Our Lady showed us a great sea of fire which seemed to be under the earth. Plunged in this fire were demons and souls in human form, like transparent burning embers, all blackened or burnished bronze, floating about in the conflagration, now raised into the air by the flames that issued from within themselves together with great clouds of smoke, now falling back on every side like sparks in a huge fire, without weight or equilibrium, and amid shrieks and groans of pain and despair, which horrified us and made us tremble with fear. The demons could be distinguished by their terrifying and repulsive likeness to frightful and unknown animals, all black and transparent. This vision lasted but an instant. How can we ever be grateful enough to our kind heavenly Mother, who had already prepared us by promising, in the first Apparition, to take us to heaven. Otherwise, I think we would have died of fear and terror.

Other Marian apparitions make reference to eternal damnation, but few rival the vivid and terrifying imagery that Lucia recounts.

The second secret described a vision of an impending world conflict — assumed to be the Second World War — and a call to consecrate Russia to the Immaculate Heart of Mary.

The third secret, long a source of controversy in the Church, describes an apocalyptic scene in which an anonymous “bishop dressed in white” is assassinated. Sr. Lucia wrote:

J.M.J.

The third part of the secret revealed at the Cova da Iria-Fatima, on 13 July 1917. I write in obedience to you, my God, who command me to do so through his Excellency the Bishop of Leiria and through your Most Holy Mother and mine.

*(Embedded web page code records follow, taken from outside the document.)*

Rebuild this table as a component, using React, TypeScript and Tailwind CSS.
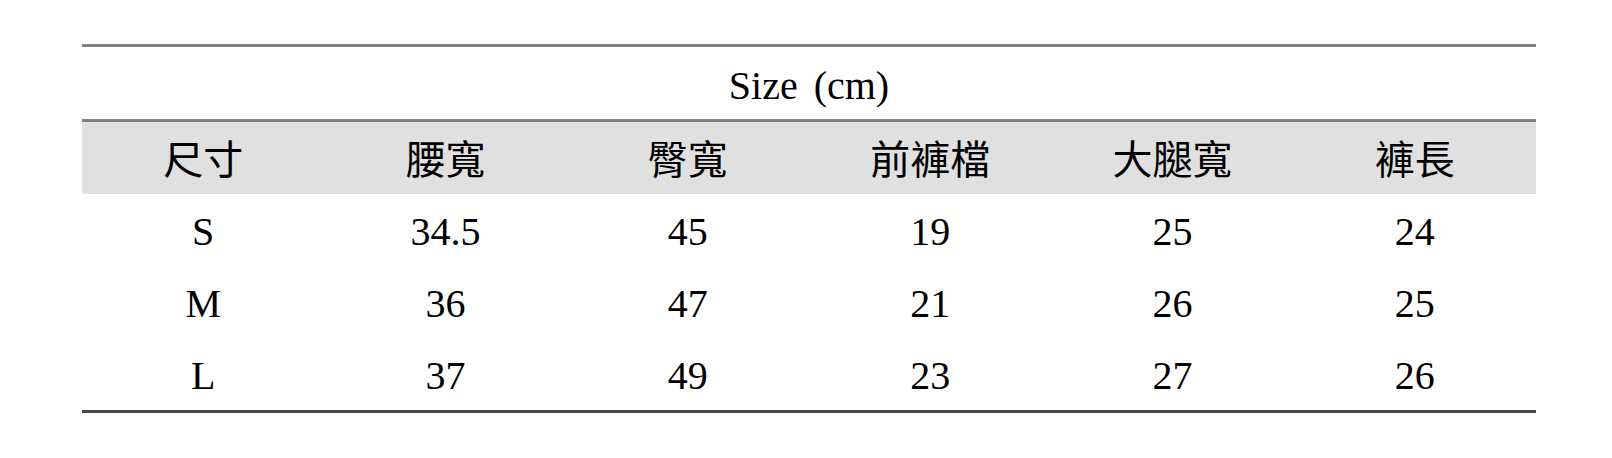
const headers = ["尺寸", "腰寬", "臀寬", "前褲檔", "大腿寬", "褲長"];

const rows = [
  ["S", "34.5", "45", "19", "25", "24"],
  ["M", "36", "47", "21", "26", "25"],
  ["L", "37", "49", "23", "27", "26"],
];

export default function App() {
  return (
    <div className="w-[1612px] h-[458px] bg-white pt-[44px] pl-[82px] pr-[76px] text-black text-[40px] font-['Liberation_Serif','Noto_Sans_CJK_TC',serif]">
      <div className="border-t-[3px] border-b-[3px] border-t-[#808080] border-b-[#474747]">
        <div className="h-[75px] pt-[5px] flex items-center justify-center border-b-[3px] border-[#808080] [word-spacing:6px]">
          Size (cm)
        </div>
        <div className="grid grid-cols-6 h-[72px] bg-[#e0e0e0]">
          {headers.map((h) => (
            <div key={h} className="flex items-center justify-center pt-[6px]">
              {h}
            </div>
          ))}
        </div>
        {rows.map((r) => (
          <div key={r[0]} className="grid grid-cols-6 h-[72px]">
            {r.map((c, i) => (
              <div key={i} className="flex items-center justify-center pt-[4px]">
                {c}
              </div>
            ))}
          </div>
        ))}
      </div>
    </div>
  );
}
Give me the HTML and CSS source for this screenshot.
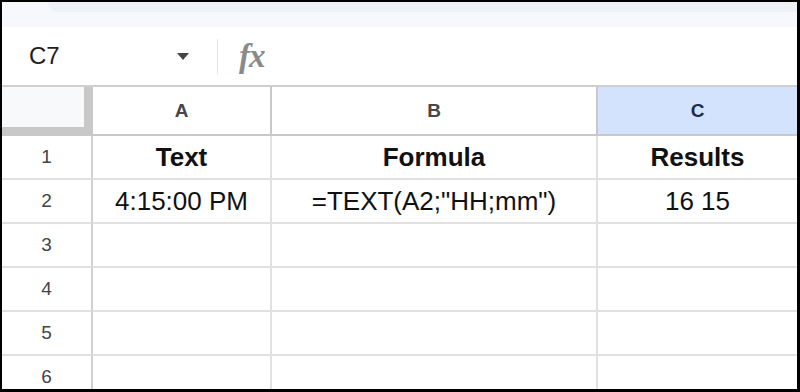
FILE: index.html
```html
<!DOCTYPE html>
<html>
<head>
  <title>Sheet - TEXT formula</title>
  <link rel="stylesheet" href="styles.css">
</head>
<body>

<div class="sheet">
  <div class="toolbar-edge">
    <div class="toolbar-pill"></div>
  </div>

  <div class="formula-bar">
    <div class="name-box">
      <span class="cell-ref">C7</span>
      <span class="caret"></span>
    </div>
    <div class="divider"></div>
    <span class="fx">fx</span>
  </div>

  <div class="grid">
    <div class="corner"></div>
    <div class="col-head">A</div>
    <div class="col-head">B</div>
    <div class="col-head selected">C</div>

    <div class="row-head">1</div>
    <div class="cell bold">Text</div>
    <div class="cell bold">Formula</div>
    <div class="cell bold last">Results</div>

    <div class="row-head">2</div>
    <div class="cell">4:15:00 PM</div>
    <div class="cell">=TEXT(A2;"HH;mm")</div>
    <div class="cell last">16 15</div>

    <div class="row-head">3</div>
    <div class="cell"></div>
    <div class="cell"></div>
    <div class="cell last"></div>

    <div class="row-head">4</div>
    <div class="cell"></div>
    <div class="cell"></div>
    <div class="cell last"></div>

    <div class="row-head">5</div>
    <div class="cell"></div>
    <div class="cell"></div>
    <div class="cell last"></div>

    <div class="row-head">6</div>
    <div class="cell"></div>
    <div class="cell"></div>
    <div class="cell last"></div>
  </div>
</div>

</body>
</html>
```

FILE: styles.css
```css
* {
  box-sizing: border-box;
}

body {
  margin: 0;
  font-family: "Liberation Sans", Arial, sans-serif;
  background-color: #fff;
}

.sheet {
  width: 800px;
  height: 392px;
  border-top: 2px solid #000;
  border-left: 2px solid #000;
  border-right: 3px solid #000;
  border-bottom: 3px solid #000;
  overflow: hidden;
  background-color: #fff;
}

/* bottom of the toolbar above the formula bar */
.toolbar-edge {
  height: 25px;
  background-color: #f6f8fb;
  padding-left: 46px;
}

.toolbar-pill {
  height: 10px;
  background-color: #eef1f6;
  border-bottom-left-radius: 10px;
}

.formula-bar {
  height: 60px;
  display: flex;
  align-items: center;
  border-bottom: 2px solid #cfcfcf;
}

.name-box {
  width: 198px;
  display: flex;
  align-items: center;
  justify-content: space-between;
  padding-left: 27px;
  padding-right: 11px;
}

.cell-ref {
  font-size: 24px;
  color: #1f1f1f;
}

.caret {
  width: 0;
  height: 0;
  border-left: 6.5px solid transparent;
  border-right: 6.5px solid transparent;
  border-top: 7px solid #444;
}

.divider {
  width: 1px;
  height: 35px;
  margin-left: 17px;
  background-color: #e6e6e6;
}

.fx {
  margin-left: 21px;
  font-family: "Liberation Serif", "DejaVu Serif", serif;
  font-style: italic;
  font-weight: bold;
  font-size: 33px;
  color: #8a8a8a;
  letter-spacing: -1px;
  line-height: 1;
}

.grid {
  display: grid;
  grid-template-columns: 91px 179px 326px 1fr;
  grid-template-rows: 49px;
  grid-auto-rows: 44px;
}

.corner {
  background-color: #f8f9fa;
  border-right: 9px solid #c8c8c8;
  border-bottom: 9px solid #c8c8c8;
}

.col-head {
  display: flex;
  align-items: center;
  justify-content: center;
  font-size: 19px;
  font-weight: bold;
  color: #474747;
  border-right: 2px solid #c8c8c8;
  border-bottom: 2px solid #c8c8c8;
}

.col-head.selected {
  background-color: #d3e3fd;
  color: #1a2b4c;
  border-right: none;
}

.row-head {
  display: flex;
  align-items: center;
  justify-content: center;
  font-size: 19px;
  color: #444;
  border-right: 2px solid #d0d0d0;
  border-bottom: 2px solid #e1e1e1;
}

.cell {
  display: flex;
  align-items: center;
  justify-content: center;
  font-size: 26px;
  color: #111;
  border-right: 2px solid #e1e1e1;
  border-bottom: 2px solid #e1e1e1;
}

.cell.last {
  border-right: none;
}

.cell.bold {
  font-weight: bold;
}
```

After the two parts which I have already explained, at the left of Our Lady and a little above, we saw an Angel with a flaming sword in his left hand; flashing, it gave out flames that looked as though they would set the world on fire; but they died out in contact with the splendour that Our Lady radiated towards him from her right hand: pointing to the earth with his right hand, the Angel cried out in a loud voice: ‘Penance, Penance, Penance!’. And we saw in an immense light that is God: (something similar to how people appear in a mirror when they pass in front of it) a Bishop dressed in White (we had the impression that it was the Holy Father.) Other Bishops, Priests, men and women Religious going up a steep mountain, at the top of which there was a big Cross of rough-hewn trunks as of a cork-tree with the bark; before reaching there the Holy Father passed through a big city half in ruins and half trembling with halting step, afflicted with pain and sorrow, he prayed for the souls of the corpses he met on his way; having reached the top of the mountain, on his knees at the foot of the big Cross he was killed by a group of soldiers who fired bullets and arrows at him, and in the same way there died one after another the other Bishops, Priests, men and women Religious, and various lay people of different ranks and positions. Beneath the two arms of the Cross there were two Angels each with a crystal aspersorium in his hand, in which they gathered up the blood of the Martyrs and with it sprinkled the souls that were making their way to God.

Pope St. John Paul II, after surviving an attempted assassination in 1981, donated the bullet removed from his body to the Fatima shrine in Portugal. The bullet fragment was hammered into the crown atop the statue of the Virgin, where it remains today.

The Fatima story concluded with the storied Miracle of the Sun, an event which — at least to this wayward Catholic — gives reason to believe to the apparently unbelievable.